Toujours cette torture de l’esprit et du cœur ! et dire qu'il y a des gens qui ont déjà pris leur parti de cet état de chose du moment qu'ils ne sont pas directement en cause, le reste leur est égal. Le 1er affolés on s'était précipités dans les églises criant : mon Dieu ! mon Dieu !
Les nouvelles rassurantes les premiers jours leur ont fait retrouver leurs esprits et ils s'endorment là-dessus, le réveil pourrait être terrible ! Prie mon cher enfant, il faut s'humilier devant Dieu et demander grâce pour notre patrie, pour que ces jours de deuils soient diminués. Nous voyons avec satisfaction que malgré tout, tu restes à la hauteur de ta tâche, que ton cœur est toujours haut comme nous te l’avons enseigné. Après avoir fait ce que doit, reste paisible et attends. Veille sur ta santé, ne fait rien qui puisse lui nuire, évite de consommer de la glace et quoiqu'il fasse chaud tient toi le ventre bien couvert dans le lit.
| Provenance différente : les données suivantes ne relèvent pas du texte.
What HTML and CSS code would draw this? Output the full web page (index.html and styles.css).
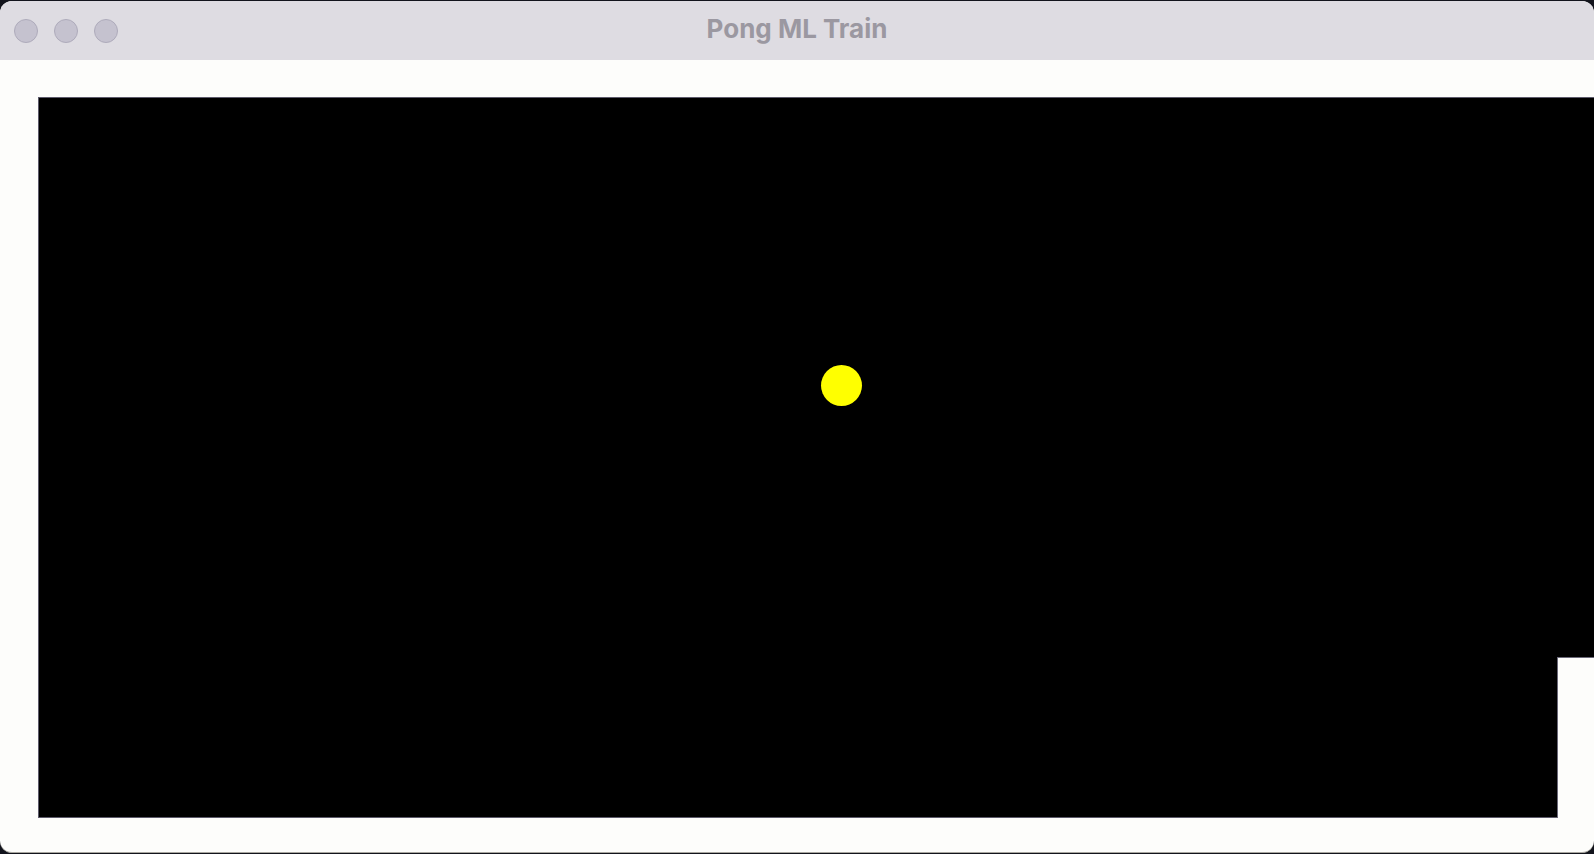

Ne veille pas, que faire dans les rues et au café à ressasser toujours les mêmes nouvelles, on finit par s'énerver et en rentrant on ne peut trouver le sommeil.
Tu dis que tu dessines, envoie-nous ces essais dans une lettre, cela nous distraira, nous en avons besoin. Heureusement que nous avons la foi !
T'ai-je dit que notre oncle Joseph est tombé malade à Versailles, tante Louise avisée est partie de suite. Marie Louise m'avait promis de me tenir au courant, elle ne l’a pas fait ; je viens de lui réécrire. Nous n'avons pas encore de blessés ici, mais il en passe en gare envoyés à Nantes.
Je n'ai pas le courage d’aller les voir, je pleurerai trop. Le temps est délicieux ce soir nous sortons des vêpres, nous venons prendre papa pour et nous irons faire un petit tour. A bientôt de tes nouvelles que la sainte mère de Dieu te garde, mille baisers de nous trois.
Ta maman, Thérèse Tailleur
Ps : oui, c'est bien cela mon cher fils. Je te répète que tu dois écrire les deux lignes promises à M. Ploquin, je le rencontre quelque fois et tout en parlant de toi il me fait comprendre qu'il n'a rien reçu de toi. Exécute-toi entre traçant quelques lignes sur une carte illustrée de Montpellier. On dit que… Waterloo, 23/8 des Allemands hésitent à se mesurer avec les Anglais. Courage, sang-froid, mais ne reste pas ainsi, Tendresses
Ton père
Montpellier, le 23 août 1914
Biens chers parents
Encore à Montpellier et avec cela, rien de nouveau sur mon départ. J'ai toutefois reçu des nouvelles de bonne-maman. Elle répond à ma carte-lettre lui souhaitant une bonne fête. Elle va bien et ne me raconte pas le rhume de Marthe ou de Thérèse. Je n'ai pas pu distinguer rien de bien intéressant. Ils ne savent pas trop où est François qui sert comme infirmier.
J'ai reçu votre lettre qui n'a mis que deux jours, les vôtres arrivent plus rapidement que les miennes. Cela doit dépendre des points de départ ; de Saumur elles partent immédiatement tandis qu'à Montpellier, il parait qu'on les fait attendre.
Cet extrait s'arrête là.